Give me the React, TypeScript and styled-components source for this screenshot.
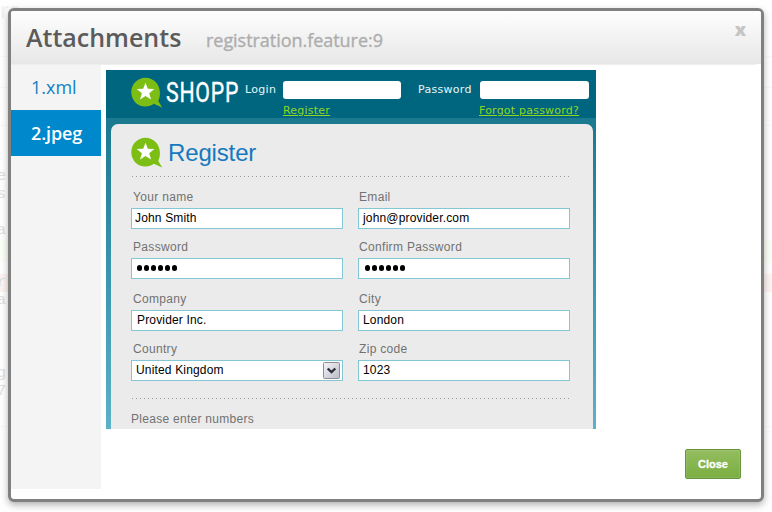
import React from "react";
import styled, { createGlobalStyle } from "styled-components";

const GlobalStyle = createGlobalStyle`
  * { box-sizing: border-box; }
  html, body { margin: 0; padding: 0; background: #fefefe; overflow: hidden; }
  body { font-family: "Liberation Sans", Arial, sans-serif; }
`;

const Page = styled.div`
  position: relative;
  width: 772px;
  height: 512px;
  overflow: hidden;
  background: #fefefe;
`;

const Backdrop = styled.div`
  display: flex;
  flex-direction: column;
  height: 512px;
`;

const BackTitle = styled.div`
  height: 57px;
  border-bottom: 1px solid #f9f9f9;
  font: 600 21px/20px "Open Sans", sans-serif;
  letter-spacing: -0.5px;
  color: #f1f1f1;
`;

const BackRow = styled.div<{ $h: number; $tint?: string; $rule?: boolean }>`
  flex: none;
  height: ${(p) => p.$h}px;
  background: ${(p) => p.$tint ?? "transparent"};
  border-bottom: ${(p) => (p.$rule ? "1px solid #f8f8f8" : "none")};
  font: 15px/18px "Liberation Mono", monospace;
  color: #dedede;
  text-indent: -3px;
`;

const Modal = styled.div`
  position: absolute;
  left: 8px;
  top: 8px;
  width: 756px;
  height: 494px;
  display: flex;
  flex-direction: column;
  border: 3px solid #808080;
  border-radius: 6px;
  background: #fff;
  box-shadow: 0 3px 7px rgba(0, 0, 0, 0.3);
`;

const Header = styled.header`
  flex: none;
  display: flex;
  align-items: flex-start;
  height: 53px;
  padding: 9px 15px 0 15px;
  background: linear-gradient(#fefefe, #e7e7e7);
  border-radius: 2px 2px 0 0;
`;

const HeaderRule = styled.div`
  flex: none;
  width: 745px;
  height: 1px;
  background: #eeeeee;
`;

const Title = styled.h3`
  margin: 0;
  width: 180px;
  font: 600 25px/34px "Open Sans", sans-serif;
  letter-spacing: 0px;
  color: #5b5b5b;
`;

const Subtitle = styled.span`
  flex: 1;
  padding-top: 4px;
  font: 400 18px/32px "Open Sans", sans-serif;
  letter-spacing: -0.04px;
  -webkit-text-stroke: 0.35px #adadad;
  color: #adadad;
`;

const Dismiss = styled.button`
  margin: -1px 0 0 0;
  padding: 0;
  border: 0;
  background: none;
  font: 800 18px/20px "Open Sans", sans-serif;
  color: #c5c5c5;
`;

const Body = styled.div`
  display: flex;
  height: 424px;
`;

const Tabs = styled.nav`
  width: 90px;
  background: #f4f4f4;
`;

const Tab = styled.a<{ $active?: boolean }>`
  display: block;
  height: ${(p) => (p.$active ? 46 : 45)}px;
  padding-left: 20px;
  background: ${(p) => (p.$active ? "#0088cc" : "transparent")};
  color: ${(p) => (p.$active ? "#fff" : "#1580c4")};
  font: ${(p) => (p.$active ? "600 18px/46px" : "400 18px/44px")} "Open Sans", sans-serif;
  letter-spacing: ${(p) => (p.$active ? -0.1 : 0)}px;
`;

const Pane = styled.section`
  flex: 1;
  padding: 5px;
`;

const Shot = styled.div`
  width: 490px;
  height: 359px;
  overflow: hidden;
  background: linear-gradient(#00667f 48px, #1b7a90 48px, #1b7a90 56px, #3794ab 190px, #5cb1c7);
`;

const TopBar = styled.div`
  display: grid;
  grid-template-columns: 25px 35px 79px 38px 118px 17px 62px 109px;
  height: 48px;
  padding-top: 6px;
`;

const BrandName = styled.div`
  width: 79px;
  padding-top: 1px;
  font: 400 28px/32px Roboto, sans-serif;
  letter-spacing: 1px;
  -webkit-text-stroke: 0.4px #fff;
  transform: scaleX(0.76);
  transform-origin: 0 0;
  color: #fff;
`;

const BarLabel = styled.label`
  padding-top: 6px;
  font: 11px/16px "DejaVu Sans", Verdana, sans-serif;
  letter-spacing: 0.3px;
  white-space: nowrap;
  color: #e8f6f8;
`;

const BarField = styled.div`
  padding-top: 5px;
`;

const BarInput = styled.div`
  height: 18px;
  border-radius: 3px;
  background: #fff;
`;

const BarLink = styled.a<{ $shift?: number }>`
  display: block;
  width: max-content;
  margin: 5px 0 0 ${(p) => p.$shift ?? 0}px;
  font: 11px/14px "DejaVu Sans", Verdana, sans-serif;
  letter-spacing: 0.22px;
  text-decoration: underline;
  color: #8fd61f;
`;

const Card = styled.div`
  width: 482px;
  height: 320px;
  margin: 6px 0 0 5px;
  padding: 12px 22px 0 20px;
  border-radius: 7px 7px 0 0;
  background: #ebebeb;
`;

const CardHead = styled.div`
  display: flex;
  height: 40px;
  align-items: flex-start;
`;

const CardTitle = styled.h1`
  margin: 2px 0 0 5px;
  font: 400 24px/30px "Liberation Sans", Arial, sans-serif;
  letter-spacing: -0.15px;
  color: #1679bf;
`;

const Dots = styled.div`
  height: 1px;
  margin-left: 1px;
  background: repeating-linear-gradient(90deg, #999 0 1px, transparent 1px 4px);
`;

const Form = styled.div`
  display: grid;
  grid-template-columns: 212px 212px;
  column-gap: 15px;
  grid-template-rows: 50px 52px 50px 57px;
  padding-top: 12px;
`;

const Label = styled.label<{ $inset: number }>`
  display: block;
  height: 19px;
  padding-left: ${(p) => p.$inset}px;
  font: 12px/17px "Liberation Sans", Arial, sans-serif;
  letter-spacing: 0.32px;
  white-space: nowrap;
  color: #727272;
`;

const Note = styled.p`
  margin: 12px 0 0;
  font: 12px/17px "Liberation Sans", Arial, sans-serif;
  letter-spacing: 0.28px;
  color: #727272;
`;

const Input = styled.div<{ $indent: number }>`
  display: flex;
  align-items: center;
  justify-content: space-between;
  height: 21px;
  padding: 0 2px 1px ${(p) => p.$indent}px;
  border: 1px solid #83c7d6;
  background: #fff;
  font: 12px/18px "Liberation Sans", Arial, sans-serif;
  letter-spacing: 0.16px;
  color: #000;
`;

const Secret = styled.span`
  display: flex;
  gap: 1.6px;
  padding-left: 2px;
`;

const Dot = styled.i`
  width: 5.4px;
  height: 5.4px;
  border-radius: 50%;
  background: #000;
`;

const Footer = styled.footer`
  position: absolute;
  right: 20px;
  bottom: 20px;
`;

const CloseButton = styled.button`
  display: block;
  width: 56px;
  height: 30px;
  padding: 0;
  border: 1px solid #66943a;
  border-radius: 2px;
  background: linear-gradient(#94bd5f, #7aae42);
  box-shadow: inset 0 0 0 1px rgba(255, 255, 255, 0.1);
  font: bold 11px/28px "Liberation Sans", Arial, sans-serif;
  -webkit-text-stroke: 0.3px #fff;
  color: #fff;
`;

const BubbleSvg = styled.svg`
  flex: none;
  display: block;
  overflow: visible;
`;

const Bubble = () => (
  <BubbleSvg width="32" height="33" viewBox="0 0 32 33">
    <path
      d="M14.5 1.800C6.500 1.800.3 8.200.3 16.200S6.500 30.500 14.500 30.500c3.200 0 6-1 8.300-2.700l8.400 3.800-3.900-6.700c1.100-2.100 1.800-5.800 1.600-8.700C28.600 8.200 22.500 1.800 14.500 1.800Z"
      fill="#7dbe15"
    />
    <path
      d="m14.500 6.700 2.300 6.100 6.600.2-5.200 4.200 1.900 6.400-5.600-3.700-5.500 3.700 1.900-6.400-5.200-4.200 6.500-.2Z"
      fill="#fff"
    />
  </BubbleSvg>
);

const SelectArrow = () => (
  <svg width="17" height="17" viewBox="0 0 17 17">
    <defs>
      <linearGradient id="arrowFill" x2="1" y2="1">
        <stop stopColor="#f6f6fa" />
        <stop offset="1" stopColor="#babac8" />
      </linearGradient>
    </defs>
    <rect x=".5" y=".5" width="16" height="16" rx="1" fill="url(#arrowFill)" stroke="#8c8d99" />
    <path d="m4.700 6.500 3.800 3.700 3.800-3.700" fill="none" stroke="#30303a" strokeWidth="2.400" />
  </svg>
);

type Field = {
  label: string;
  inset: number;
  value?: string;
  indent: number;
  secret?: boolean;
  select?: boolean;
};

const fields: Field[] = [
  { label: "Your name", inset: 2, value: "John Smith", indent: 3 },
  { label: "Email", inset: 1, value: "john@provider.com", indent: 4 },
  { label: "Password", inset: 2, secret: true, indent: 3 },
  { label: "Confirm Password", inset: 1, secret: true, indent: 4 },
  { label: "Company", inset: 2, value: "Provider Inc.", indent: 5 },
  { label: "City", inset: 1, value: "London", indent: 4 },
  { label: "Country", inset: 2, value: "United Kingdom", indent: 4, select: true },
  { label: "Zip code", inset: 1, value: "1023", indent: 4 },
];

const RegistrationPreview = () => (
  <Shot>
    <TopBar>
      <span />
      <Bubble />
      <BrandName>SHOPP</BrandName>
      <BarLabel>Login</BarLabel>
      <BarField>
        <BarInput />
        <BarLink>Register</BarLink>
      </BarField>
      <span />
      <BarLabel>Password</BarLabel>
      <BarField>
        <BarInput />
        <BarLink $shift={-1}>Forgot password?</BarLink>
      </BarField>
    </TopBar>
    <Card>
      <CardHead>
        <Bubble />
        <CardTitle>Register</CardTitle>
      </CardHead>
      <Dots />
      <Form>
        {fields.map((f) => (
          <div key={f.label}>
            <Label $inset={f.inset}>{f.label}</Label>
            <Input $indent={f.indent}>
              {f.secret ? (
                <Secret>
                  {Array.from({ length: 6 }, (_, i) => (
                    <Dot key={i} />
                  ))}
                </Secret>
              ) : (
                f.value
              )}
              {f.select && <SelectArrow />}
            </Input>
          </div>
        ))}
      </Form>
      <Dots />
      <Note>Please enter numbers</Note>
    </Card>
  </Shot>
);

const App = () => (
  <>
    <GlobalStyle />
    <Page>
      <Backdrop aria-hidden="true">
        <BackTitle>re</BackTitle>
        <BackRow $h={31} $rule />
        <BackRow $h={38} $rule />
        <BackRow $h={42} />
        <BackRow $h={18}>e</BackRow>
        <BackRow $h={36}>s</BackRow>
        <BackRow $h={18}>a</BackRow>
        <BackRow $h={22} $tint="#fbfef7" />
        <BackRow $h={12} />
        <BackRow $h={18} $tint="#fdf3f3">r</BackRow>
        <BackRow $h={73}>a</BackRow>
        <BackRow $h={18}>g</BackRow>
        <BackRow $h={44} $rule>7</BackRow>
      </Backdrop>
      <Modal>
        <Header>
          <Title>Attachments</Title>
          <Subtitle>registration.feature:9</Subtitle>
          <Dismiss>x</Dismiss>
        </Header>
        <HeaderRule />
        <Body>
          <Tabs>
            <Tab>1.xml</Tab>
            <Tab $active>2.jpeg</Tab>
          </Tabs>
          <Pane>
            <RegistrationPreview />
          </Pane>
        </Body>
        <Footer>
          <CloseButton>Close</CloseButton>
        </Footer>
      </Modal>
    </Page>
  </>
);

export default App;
==========
— STATED PROBLEM —
From the listing, copy each line containing the word "components".

— FULL RESPONSE —
Give me the React, TypeScript and styled-components source for this screenshot.
import styled, { createGlobalStyle } from "styled-components";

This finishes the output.